Developing nations were once
again the largest buyers of weapons as total sales dropped to $80bn from $89bn
in 2014
Edward Helmore in
New York
Monday 26 December 2016
The sale of global arms
dropped slightly last year to $80bn from 2014’s $89bn, according to a new
congressional study, with the US maintaining its position as the world’s
dominant supplier.
But at $40bn the US market
share of weapons sales amounted to about half of all arms agreements in 2015,
and more than double the orders recorded by France, its nearest rival with
$15bn in sales. The US and France both grew their market shares, by around $4bn
and $9bn respectively.
Russia recorded a slight
decline in arms orders, dropping to $11.1bn in sales from its $11.2bn total in
2014, while China reached $6bn, double the previous year’s estimates.
The latest figures were
released last week by the Congressional
Research Service, a division of the Library of Congress, and are considered
one of the most reliable measures of the global arms trade.
US arms exports in 2016 looks
set to remain broadly in line with the previous year’s sales.
Last month, the Defense
Security Cooperation Agency (DSCA), the Pentagon agency that handles
foreign sales, announced weapons sales of $33.6bn for 2016. The figure did not
included deals for fighter jets to Kuwait, Qatar and Bahrain valued at $7bn
that for accounting purposes will be rolled in 2017 sales.
The 2015 study, titled
Conventional Arms Transfers to Developing Nations, 2008-2015, found that
developing nations continued to be the largest buyers of arms.
The largest such buyers in
2015 were Qatar, which signed deals for more than $17bn in weapons; Egypt,
which agreed to buy almost $12bn; and Saudi Arabia, which spent over $8bn.
Other leading buyers included
South Korea, Pakistan, Israel, the United Arab Emirates and Iraq.
Authors of the report said the
slight contraction in overall sales reflected “the weakened state of the global
economy”.
“Concerns over their domestic
budget problems have led many purchasing nations to defer or limit the purchase
of new major weapon systems,” wrote Catherine A Theohary, a national security
policy specialist and author of the study.

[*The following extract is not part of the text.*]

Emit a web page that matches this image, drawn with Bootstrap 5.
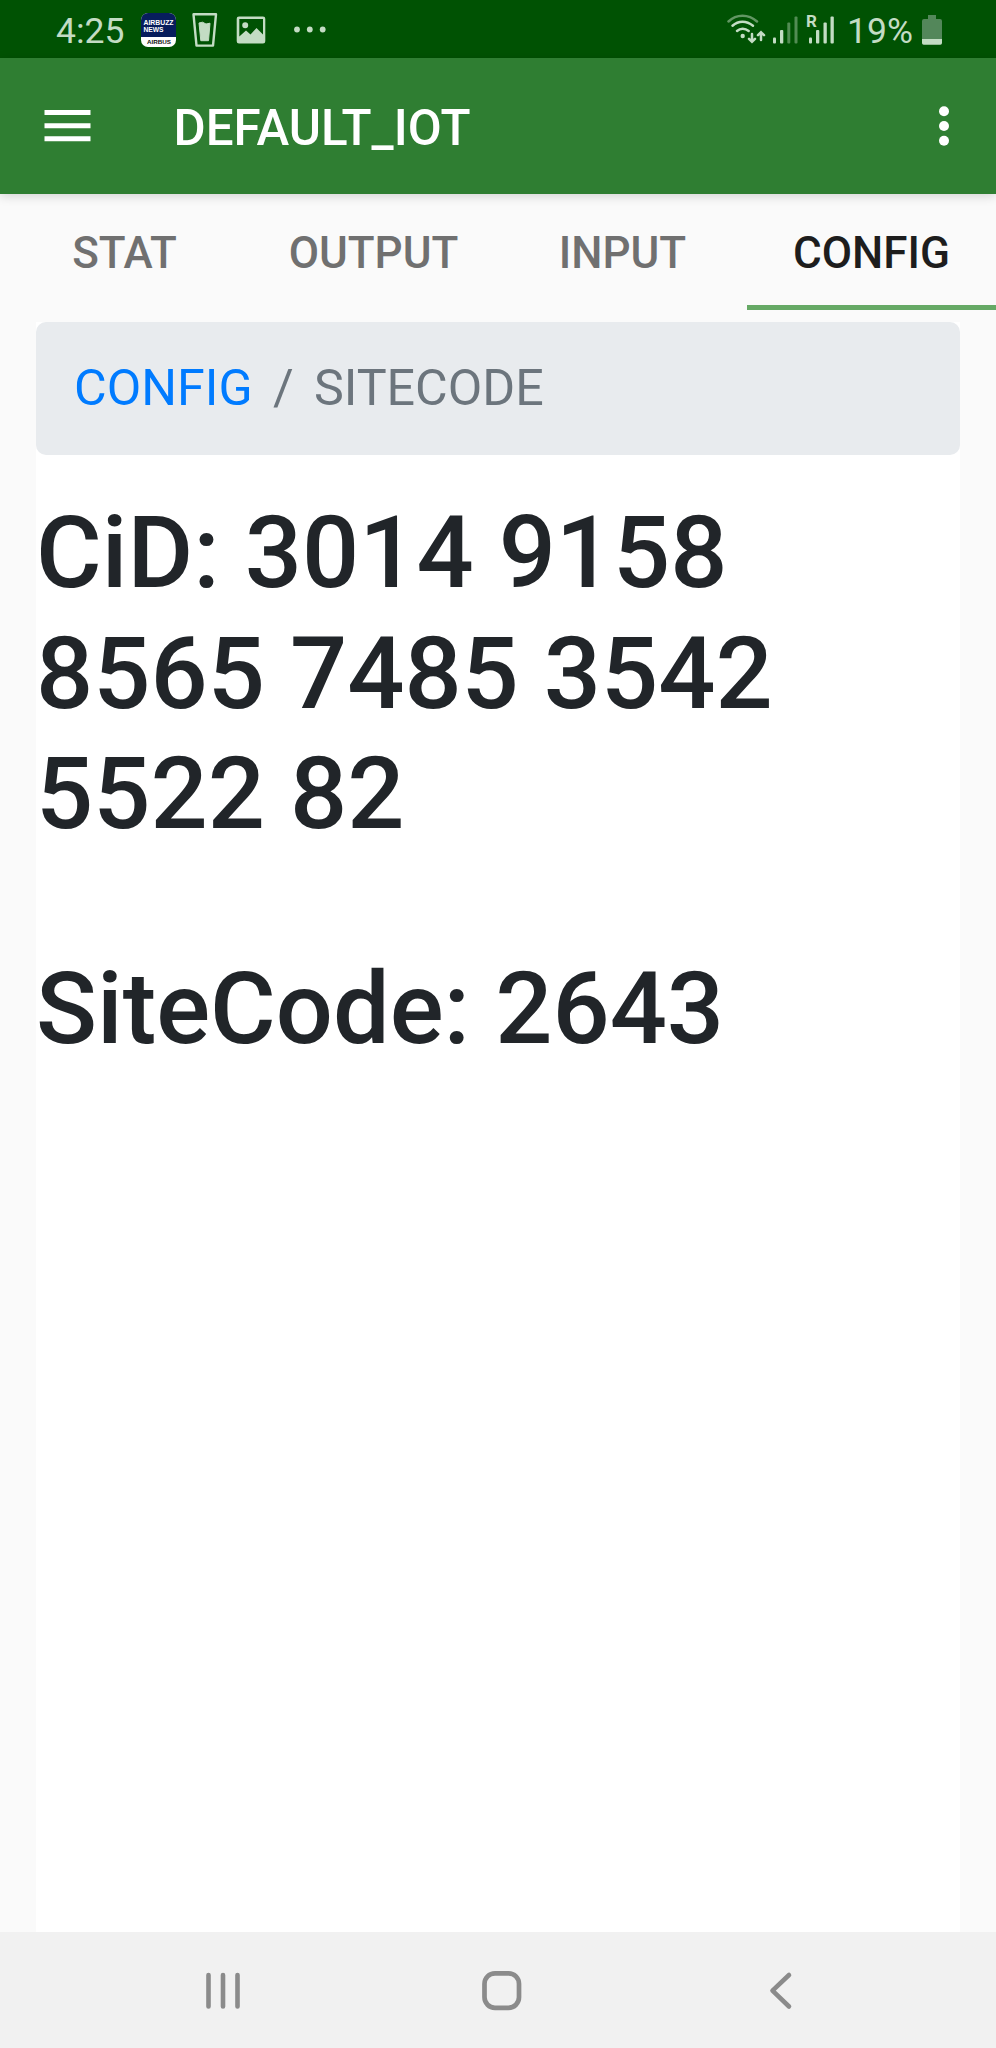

Not only did the US rank first
in new arms orders, it also ranked first in the value of all arms deliveries
worldwide at $17bn, or nearly 37% of all shipments. This is the eighth year in
a row that the US has led in global arms deliveries.
Russia ranked second in
worldwide arms deliveries in 2015, making $7.2bn, and ranked second for all of
those eight years. France ranked third in 2015, making $7bn in such deliveries.
The increase
in French orders is in a large part due to deals with Egypt for ships and
combat aircraft. Sales of two amphibious assault vessels to Russia were
cancelled after the Ukraine crisis and re-sold to Egypt.
The report’s findings conform
to a study released in November that found that the Obama administration has
approved more than $278bn in foreign arms sales in its eight years, more than
double the total of the Bush administration, which approved $128.6bn.
Most of 2015’s deals were made
to the Middle East, with Saudi Arabia making orders to US manufacturers
totaling more than $115bn.
The weapons include F-15
fighter jets, Apache attack helicopters, Blackhawk utility helicopters, missile
interceptors, armored vehicles and bombs and missiles. However, arms experts
point out that congressional approval for sales does not necessarily result in
contracts.
Still, the dubious honor of
record arms sales certainly goes to the Obama administration. Defence
One recently estimated that the outgoing administration brokered more arms
deals than any administration since the second world war.